Tingginya daya saing, meroketnya angka target, dan besarnya tekanan sudah menjadi beberapa faktor penyumbang stres di antara para pekerja start up. Di balik gedung-gedung perusahaan unicorn tersebut, terdapat para pekerja yang mungkin sudah lelah berlari, sesuatu yang tidak akan pernah mereka tampilkan ke Instagram.
Lalu, bagaimana dengan mereka yang secara kasual melabeli diri mereka sendiri sebagai budak korporat? Mungkin hal ini tidak terlalu mengganggu karena label tersebut hanya berlaku untuk dirinya sendiri. Setidaknya dia tidak memberi label di kepala orang lain dan menganggapnya sebagai candaan belaka.
Baca juga: 6 Hal yang Perlu Diperhatikan ‘Freelancer’ Baru
Namun saya tetap terganggu dengan label ini. "Iya nih budak korporat banget deh gue, kerja terus bagai quda", adalah kalimat mengeluh yang dikatakan kepada teman lewat obrolan secangkir kopi, sembari mendengarkan live music, dan mendokumentasikannya melalui iPhone 11.

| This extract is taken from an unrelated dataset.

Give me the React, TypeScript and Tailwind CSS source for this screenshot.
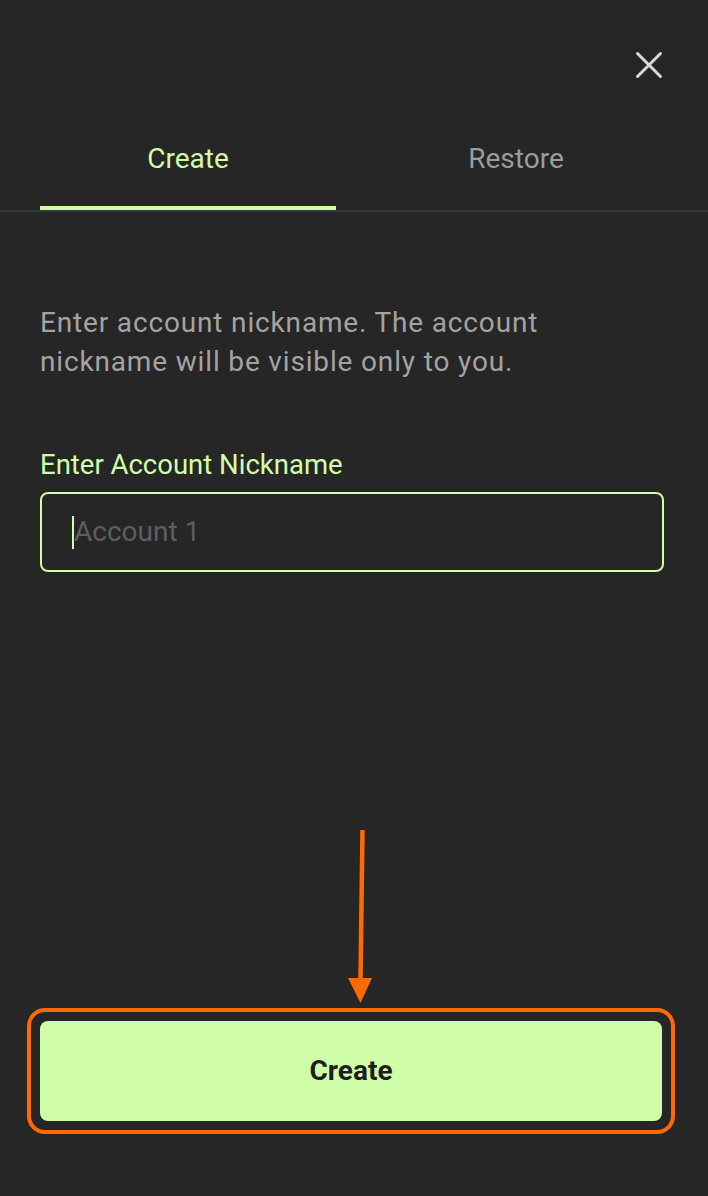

Saya tidak nyaman dengan orang-orang yang melabeli orang lain dengan istilah negatif dan merasa itu tidak masalah, karena itu tidak baik-baik saja. Orang-orang terlalu terbiasa menggunakan kata-kata yang merendahkan sehari-hari, namun mereka mempertanyakan tingkat stres di Jakarta yang terus meningkat dari hari ke hari.
Memang perlu saya akui, berdasarkan kesaksian dari teman, bahwa beberapa perusahaan belum memiliki fasilitas yang optimal bagi pekerjanya. Tapi tidak sedikit orang-orang yang merantau dan mengadu nasib di Jakarta, meniti karier dari bawah, bekerja sesuai ambisi untuk mengejar cita-cita, bekerja siang dan malam karena mengemban peran sebagai tulang punggung keluarga.
Tidak sedikit juga mereka berhasil menemukan rumah kedua yang nyaman, yaitu lingkungan kantor yang baik untuk berkembang sehingga dapat bertahan selama belasan tahun. Bagi saya, pekerjaan dan kantor itu kurang lebih sama seperti jodoh; ada faktor cocok-cocokan yang berperan penting di sini.
Saya memiliki kriteria tersendiri mengenai lingkungan pekerjaan serta atasan yang baik seperti apa, dan hal ini tentunya berbeda dengan kriteria orang lain. Ketika kita bekerja dengan giat, dengan alasan apa pun di hati dan pikiran kita, tidak ada dari kita yang pantas dipanggil budak.